A collaboration between the Finnish design firm Aivan in coordinated efforts with the VTT Technical Research Center of Finland and Aalto University, the experimental project illustrates the burgeoning industry of biosynthetic industrial design and manufacturing.
The same yeast responsible for the delicious magic behind bread and winemaking, Saccharomyces cerevisiae was tapped to produce biodegradable polylactic acid to be 3D printed into the headband. Those soft looking ear pads aren’t filled with foam, but are the product of Trichoderma reesei, the crust fungus often found on decomposing logs, while the mycelium of Phanerochaete chrysosporium produced a soft material in lieu of leather typically used for ear pads. And those with serious arachnophobia might want to cover their ears and eyes, noting themesh material covering the speakers are made with biosynthetic spider silk.

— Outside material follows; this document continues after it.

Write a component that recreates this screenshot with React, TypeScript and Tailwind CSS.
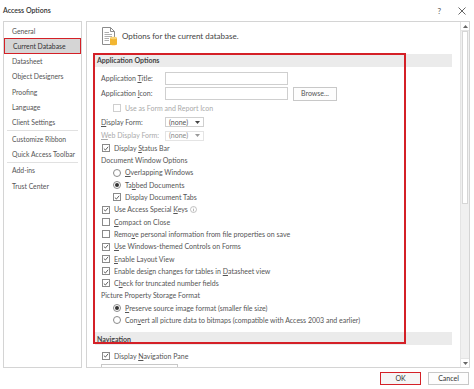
import React from 'react';

const font = { fontFamily: 'Lato, "Open Sans", sans-serif' };

const navItems = [
  { label: 'General' },
  { label: 'Current Database', active: true },
  { label: 'Datasheet' },
  { label: 'Object Designers' },
  { label: 'Proofing' },
  { label: 'Language' },
  { label: 'Client Settings', divider: true },
  { label: 'Customize Ribbon' },
  { label: 'Quick Access Toolbar', divider: true },
  { label: 'Add-ins' },
  { label: 'Trust Center' },
];

// label with an underlined access key
const Acc = ({ pre = '', k, post = '' }: { pre?: string; k: string; post?: string }) => (
  <span className="whitespace-nowrap">
    {pre}
    <span className="underline underline-offset-[1px]">{k}</span>
    {post}
  </span>
);

const Check = ({ checked, disabled }: { checked?: boolean; disabled?: boolean }) => (
  <span
    className={`w-[8px] h-[8px] border flex items-center justify-center bg-white shrink-0 ${
      disabled ? 'border-[#cfcfcf]' : 'border-[#8a8a8a]'
    }`}
  >
    {checked && (
      <svg width="7" height="7" viewBox="0 0 7 7">
        <path d="M1 3.6 L2.8 5.3 L6 1.5" fill="none" stroke="#333" strokeWidth="0.9" />
      </svg>
    )}
  </span>
);

const Radio = ({ checked }: { checked?: boolean }) => (
  <span className="w-[8px] h-[8px] rounded-full border border-[#8a8a8a] flex items-center justify-center bg-white shrink-0">
    {checked && <span className="w-[4px] h-[4px] rounded-full bg-[#333]" />}
  </span>
);

const Row = ({ children, indent }: { children: React.ReactNode; indent?: boolean }) => (
  <div className={`h-[12.3px] shrink-0 flex items-center gap-[4px] whitespace-nowrap ${indent ? 'pl-[26px]' : 'pl-[15px]'}`}>
    {children}
  </div>
);

const Section = ({ title }: { title: string }) => (
  <div className="mx-[8px] h-[13px] shrink-0 bg-[#ebebeb] flex items-center pl-[2px] text-[7px] font-bold text-[#444]">
    {title}
  </div>
);

const Dropdown = ({ disabled }: { disabled?: boolean }) => (
  <div
    className={`w-[39px] h-[10px] border flex items-center justify-between px-[3px] ${
      disabled ? 'border-[#e4e4e4] text-[#888]' : 'border-[#cfcfcf] text-[#555]'
    }`}
  >
    <span>(none)</span>
    <svg width="5" height="3" viewBox="0 0 5 3">
      <path d="M0 0 H5 L2.5 3 Z" fill={disabled ? '#999' : '#444'} />
    </svg>
  </div>
);

const DbIcon = () => (
  <svg width="17" height="19" viewBox="0 0 17 19">
    <path d="M1.5 0.5 H9.5 L13.5 4.5 V17.5 H1.5 Z" fill="#fff" stroke="#8c8c8c" strokeWidth="1" />
    <path d="M9.5 0.5 V4.5 H13.5" fill="none" stroke="#8c8c8c" strokeWidth="1" />
    <path d="M3.5 5.5 H8 M3.5 7.5 H11 M3.5 9.5 H11 M3.5 11.5 H8 M3.5 13.5 H8" stroke="#9a9a9a" strokeWidth="0.8" />
    <path d="M9 11 V17.5 C9 18.5 16 18.5 16 17.5 V11 Z" fill="#f2b632" />
    <ellipse cx="12.5" cy="11" rx="3.5" ry="1.2" fill="#f8d275" />
  </svg>
);

export default function App() {
  return (
    <div className="w-[474px] h-[389px] bg-white relative overflow-hidden text-[#555] text-[7px]" style={font}>
      {/* Title bar */}
      <div className="h-[21px] flex items-center pl-[3px] pr-[8px]">
        <span className="text-[7px] font-semibold text-[#333]">Access Options</span>
        <span className="ml-auto text-[8px] text-[#555] mr-[17px]">?</span>
        <svg width="8" height="8" viewBox="0 0 8 8">
          <path d="M0.5 0.5 L7.5 7.5 M7.5 0.5 L0.5 7.5" stroke="#555" strokeWidth="0.9" />
        </svg>
      </div>

      {/* Body */}
      <div className="h-[347px] flex gap-[4px] pl-[3px] pr-[4px]">
        {/* Left nav */}
        <div className="w-[79px] border border-[#d4d4d4] pt-[1px] text-[6.8px]">
          {navItems.map((item) => (
            <div key={item.label}>
              <div
                className={`h-[15.3px] flex items-center pl-[8px] whitespace-nowrap ${
                  item.active ? 'bg-[#d5d5d5] border-[1.5px] border-[#d42027] text-[#333]' : ''
                }`}
              >
                {item.label}
              </div>
              {item.divider && <div className="h-px bg-[#e1e1e1] mx-[3px]" />}
            </div>
          ))}
        </div>

        {/* Right panel */}
        <div className="flex-1 border border-[#d4d4d4] flex overflow-hidden">
          <div className="flex-1 flex flex-col overflow-hidden">
            <div className="h-[32px] flex items-start pl-[14px] pt-[5px] gap-[4px] shrink-0">
              <DbIcon />
              <span className="text-[8px] text-[#444] mt-[3px]">Options for the current database.</span>
            </div>

            <Section title="Application Options" />

            <div className="h-[4px] shrink-0" />
            <div className="h-[15px] shrink-0 flex items-center pl-[14px]">
              <span className="w-[64px]">
                <Acc pre="Application " k="T" post="itle:" />
              </span>
              <div className="w-[123px] h-[13px] border border-[#cfcfcf]" />
            </div>
            <div className="h-[15px] shrink-0 flex items-center pl-[14px]">
              <span className="w-[64px]">
                <Acc pre="Application " k="I" post="con:" />
              </span>
              <div className="w-[123px] h-[13px] border border-[#cfcfcf]" />
              <div className="ml-[5px] w-[44px] h-[14px] border border-[#c8c8c8] bg-[#fdfdfd] flex items-center justify-center">
                Browse...
              </div>
            </div>
            <div className="h-[14px] shrink-0 flex items-center gap-[4px] pl-[26px] text-[#aaa]">
              <Check disabled />
              <span className="whitespace-nowrap">Use as Form and Report Icon</span>
            </div>
            <div className="h-[14px] shrink-0 flex items-center pl-[14px]">
              <span className="w-[64px]">
                <Acc k="D" post="isplay Form:" />
              </span>
              <Dropdown />
            </div>
            <div className="h-[13px] shrink-0 flex items-center pl-[14px]">
              <span className="w-[64px] text-[#aaa]">
                <Acc k="W" post="eb Display Form:" />
              </span>
              <Dropdown disabled />
            </div>

            <Row>
              <Check checked />
              <Acc pre="Display " k="S" post="tatus Bar" />
            </Row>
            <div className="h-[12.3px] shrink-0 flex items-center pl-[14px]">Document Window Options</div>
            <Row indent>
              <Radio />
              <Acc k="O" post="verlapping Windows" />
            </Row>
            <Row indent>
              <Radio checked />
              <Acc pre="Ta" k="b" post="bed Documents" />
            </Row>
            <Row indent>
              <Check checked />
              <span>Display Document Tabs</span>
            </Row>
            <Row>
              <Check checked />
              <Acc pre="Use Access Special " k="K" post="eys" />
              <svg width="7" height="7" viewBox="0 0 7 7" className="-ml-[2px]">
                <circle cx="3.5" cy="3.5" r="3" fill="none" stroke="#9a9a9a" strokeWidth="0.6" />
                <path d="M3.5 3 V5.3" stroke="#9a9a9a" strokeWidth="0.7" />
                <circle cx="3.5" cy="2" r="0.4" fill="#9a9a9a" />
              </svg>
            </Row>
            <Row>
              <Check />
              <Acc k="C" post="ompact on Close" />
            </Row>
            <Row>
              <Check />
              <Acc pre="Remo" k="v" post="e personal information from file properties on save" />
            </Row>
            <Row>
              <Check checked />
              <Acc k="U" post="se Windows-themed Controls on Forms" />
            </Row>
            <Row>
              <Check checked />
              <Acc k="E" post="nable Layout View" />
            </Row>
            <Row>
              <Check checked />
              <Acc pre="Enable design changes for tables in " k="D" post="atasheet view" />
            </Row>
            <Row>
              <Check checked />
              <Acc pre="C" k="h" post="eck for truncated number fields" />
            </Row>
            <div className="h-[12.3px] shrink-0 flex items-center pl-[14px]">Picture Property Storage Format</div>
            <Row indent>
              <Radio checked />
              <Acc k="P" post="reserve source image format (smaller file size)" />
            </Row>
            <Row indent>
              <Radio />
              <Acc pre="Con" k="v" post="ert all picture data to bitmaps (compatible with Access 2003 and earlier)" />
            </Row>

            <div className="h-[6px] shrink-0" />
            <Section title="Navigation" />
            <div className="h-[4px] shrink-0" />
            <div className="h-[13px] flex items-center gap-[4px] pl-[15px] shrink-0">
              <Check checked />
              <Acc pre="Display " k="N" post="avigation Pane" />
            </div>
            <div className="ml-[14px] mt-[2px] w-[77px] h-[14px] border border-[#c8c8c8] shrink-0" />
          </div>

          {/* Scrollbar */}
          <div className="w-[9px] border-l border-[#e4e4e4] flex flex-col bg-[#f0f0f0]">
            <div className="h-[9px] bg-white flex items-center justify-center border-b border-[#e4e4e4]">
              <svg width="5" height="3" viewBox="0 0 5 3">
                <path d="M0 3 H5 L2.5 0 Z" fill="#666" />
              </svg>
            </div>
            <div className="h-[173px] bg-white border border-[#d6d6d6] mx-[1px]" />
            <div className="flex-1" />
            <div className="h-[9px] bg-white flex items-center justify-center border-t border-[#e4e4e4]">
              <svg width="5" height="3" viewBox="0 0 5 3">
                <path d="M0 0 H5 L2.5 3 Z" fill="#666" />
              </svg>
            </div>
          </div>
        </div>
      </div>

      {/* Buttons */}
      <div className="h-[21px] flex items-center justify-end gap-[7px] pr-[5px]">
        <div className="w-[41px] h-[13px] border-[1.5px] border-[#d42027] bg-[#f5f5f5] flex items-center justify-center text-[#333]">
          OK
        </div>
        <div className="w-[41px] h-[13px] border border-[#c8c8c8] bg-[#fdfdfd] flex items-center justify-center text-[#333]">
          Cancel
        </div>
      </div>

      {/* Annotation box */}
      <div className="absolute left-[93px] top-[53px] w-[313px] h-[291px] border-2 border-[#d42027] pointer-events-none" />
    </div>
  );
}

Don’t expect Beats by Dre to be offering anything as materially progressive as these cans any time soon. But with companies increasingly looking to breach the increasingly narrowing limitations of a fossil-based economy, it should not come as a surprise when the day arrives a wide variety of personal-size products – like headphones – will be grown, assembled, sold, and eventually easily recycled.
The Korvaa will be on display during this year’s Helsinki Design Week, September 5th thru 15th.